SARASOTA, Fla. (Oct. 27, 2016) Hundreds of students from Booker Middle School learned about laboratory instruments, the difference between plant and animal cells and what a tarantula looks like nose-to-nose at a science fair Wednesday that included several exhibits from USF Sarasota-Manatee.
The students, including a group of fifth graders from Bay Haven School of Basics Plus, crowded around several tables in Booker’s gymnasium. Among other things, they examined a model of a DNA strand and a collection of preserved animal specimens, from insects to a starfish to a tarantula.
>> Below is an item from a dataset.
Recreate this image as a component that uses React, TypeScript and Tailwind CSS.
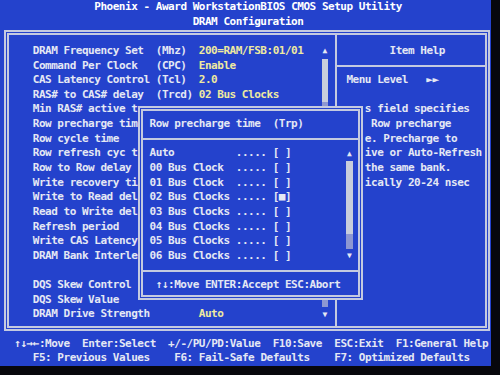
const ROW = "h-[14.65px] leading-[14.65px] whitespace-pre";
const LINE = "bg-[#c4cae0]";

// rows 7..20 sit behind the popup from column 22 on, so only the first 17 chars show
const items: [string, string, string][] = [
  ["DRAM Frequency Set", "(Mhz)", "200=RAM/FSB:01/01"],
  ["Command Per Clock", "(CPC)", "Enable"],
  ["CAS Latency Control", "(Tcl)", "2.0"],
  ["RAS# to CAS# delay", "(Trcd)", "02 Bus Clocks"],
  ["Min RAS# active t", "", ""],
  ["Row precharge tim", "", ""],
  ["Row cycle time", "", ""],
  ["Row refresh cyc t", "", ""],
  ["Row to Row delay", "", ""],
  ["Write recovery ti", "", ""],
  ["Write to Read del", "", ""],
  ["Read to Write del", "", ""],
  ["Refresh period", "", ""],
  ["Write CAS Latency", "", ""],
  ["DRAM Bank Interle", "", ""],
  ["", "", ""],
  ["DQS Skew Control", "", ""],
  ["DQS Skew Value", "", ""],
  ["DRAM Drive Strength", "", "Auto"],
];

// help text; the part left of column 59 is hidden by the popup
const help = [
  "s field specifies",
  " Row precharge",
  "e. Precharge to",
  "ive or Auto-Refresh",
  "the same bank.",
  "ically 20-24 nsec",
];

const options = [
  "Auto          ..... [ ]",
  "00 Bus Clock  ..... [ ]",
  "01 Bus Clock  ..... [ ]",
  "02 Bus Clocks ..... [■]",
  "03 Bus Clocks ..... [ ]",
  "04 Bus Clocks ..... [ ]",
  "05 Bus Clocks ..... [ ]",
  "06 Bus Clocks ..... [ ]",
];

type Bar = "up" | "down" | "thumb" | "track" | "none";

const ScrollCell = ({ kind }: { kind: Bar }) => {
  if (kind === "up" || kind === "down")
    return (
      <div className="w-[6.15px] h-[14.65px] flex items-center justify-center text-[8px] leading-none tracking-normal">
        {kind === "up" ? "▲" : "▼"}
      </div>
    );
  if (kind === "thumb") return <div className="w-[6.15px] h-[14.65px] bg-[#c8cddc]" />;
  if (kind === "track") return <div className="w-[6.15px] h-[14.65px] bg-[#8d97d2]" />;
  return <div className="w-[6.15px] h-[14.65px]" />;
};

const mainBar = (i: number): Bar => {
  if (i === 0) return "up";
  if (i === items.length - 1) return "down";
  if (i <= 3) return "thumb";
  return "track";
};

const popupBar = (i: number): Bar => {
  if (i === 0) return "up";
  if (i === options.length - 1) return "down";
  if (i <= 5) return "thumb";
  return "track";
};

const Separator = () => (
  <div className="h-[14.65px] flex items-center">
    <div className={`h-[2px] w-full ${LINE}`} />
  </div>
);

export default function App() {
  return (
    <div className="w-[500px] h-[375px] bg-[#07070c] overflow-hidden">
      <div
        className="relative w-[491px] h-[366px] bg-[#2442cc] text-[#e4e8f4] text-[11px] font-bold tracking-[-0.47px] flex flex-col"
        style={{ fontFamily: '"DejaVu Sans Mono", "Liberation Mono", monospace' }}
      >
        <div className={`${ROW} pl-[94.25px] text-white`}>Phoenix - Award WorkstationBIOS CMOS Setup Utility</div>
        <div className={`${ROW} pl-[192.65px] text-white`}>DRAM Configuration</div>

        <div className="ml-[3.5px] mt-[1.2px] w-[486px] h-[300.5px] border-[5px] border-double border-[#c4cae0] flex">
          <div className="w-[326.5px] pt-[8.45px] flex flex-col">
            {items.map(([label, unit, value], i) => (
              <div key={i} className="flex h-[14.65px] leading-[14.65px] whitespace-pre">
                <div className="w-[24.25px]" />
                <div className="w-[123px]">{label}</div>
                <div className="w-[43.05px]">{unit}</div>
                <div className="w-[123px] text-[#eeeaa0]">{value}</div>
                <ScrollCell kind={mainBar(i)} />
              </div>
            ))}
          </div>
          <div className={`w-[2px] ${LINE}`} />
          <div className="flex-1 pt-[8.45px] flex flex-col">
            <div className={`${ROW} pl-[52.5px]`}>Item Help</div>
            <div className="h-[14.65px] flex items-center">
              <div className={`h-[2px] w-full ${LINE}`} />
            </div>
            <div className={`${ROW} pl-[9.4px]`}>Menu Level   ►►</div>
            <div className="h-[14.65px]" />
            {help.map((t, i) => (
              <div key={i} className={`${ROW} pl-[27.85px]`}>
                {t}
              </div>
            ))}
          </div>
        </div>

        <div className="mt-[6px]">
          <div className={`${ROW} pl-[14.3px]`}>↑↓→←:Move  Enter:Select  +/-/PU/PD:Value  F10:Save  ESC:Exit  F1:General Help</div>
          <div className={`${ROW} pl-[32.75px]`}>F5: Previous Values    F6: Fail-Safe Defaults    F7: Optimized Defaults</div>
        </div>

        <div className="absolute left-[138px] top-[106px] w-[225px] h-[194px] border-[5px] border-double border-[#c4cae0] bg-[#2442cc] flex flex-col pt-[6.2px]">
          <div className={`${ROW} pl-[6.6px]`}>Row precharge time  (Trp)</div>
          <Separator />
          {options.map((o, i) => (
            <div key={i} className="flex h-[14.65px]">
              <div className="w-[203.4px] pl-[6.6px] leading-[14.65px] whitespace-pre">{o}</div>
              <ScrollCell kind={popupBar(i)} />
            </div>
          ))}
          <Separator />
          <div className={`${ROW} pl-[12.75px]`}>↑↓:Move ENTER:Accept ESC:Abort</div>
        </div>
      </div>
    </div>
  );
}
Staff and students from USFSM’s biology program – Moe Maung, Amelia Knowlton, Belen Garcia and Victoria Ramirez – fielded questions while discussing the exhibits. The youngsters also took turns using pipettes, lab instruments that pick up tiny quantities of liquid. In this case, they transferred drops of colored water to a small plastic container.
For more than six hours, the teens and pre-teens circulated amongst the various tables staffed by USFSM, Mote Marine Laboratory, Save Our Seabirds, Suncoast Technical College and other organizations. The annual event, called Science is for Everyone Day, gave the USFSM students an opportunity to mingle with younger versions of themselves.
“I think these events are important because they make science interesting to kids, so a kid who maybe never thought about science before might start to think about it now,” said Ramirez, a USFSM senior who also works as a laboratory instructional support specialist. “The kids here are quite bright.”
Besides using pipettes and examining insects, the students checked out a dissected crawfish and frog and inspected a fruit bat, squid and dragonfly preserved in jars and plastic bags for close-up study.
“It was very hands-on,” Ramirez said.
Also in attendance was Andrew Telatovich, director of admissions and financial aid at USFSM. Telatovich talked to the students about the campus’ programs and dual-enrollment classes offered at some high schools.
“It was a great experience seeing the students faces light up when they got to our table,” Telatovich said. “They seemed to enjoy practicing with the pipette tool, and there were so many that were fascinated with the preserved animals. Hopefully, we sparked some interest in biology that will lead to some of them becoming scientists or doctors.”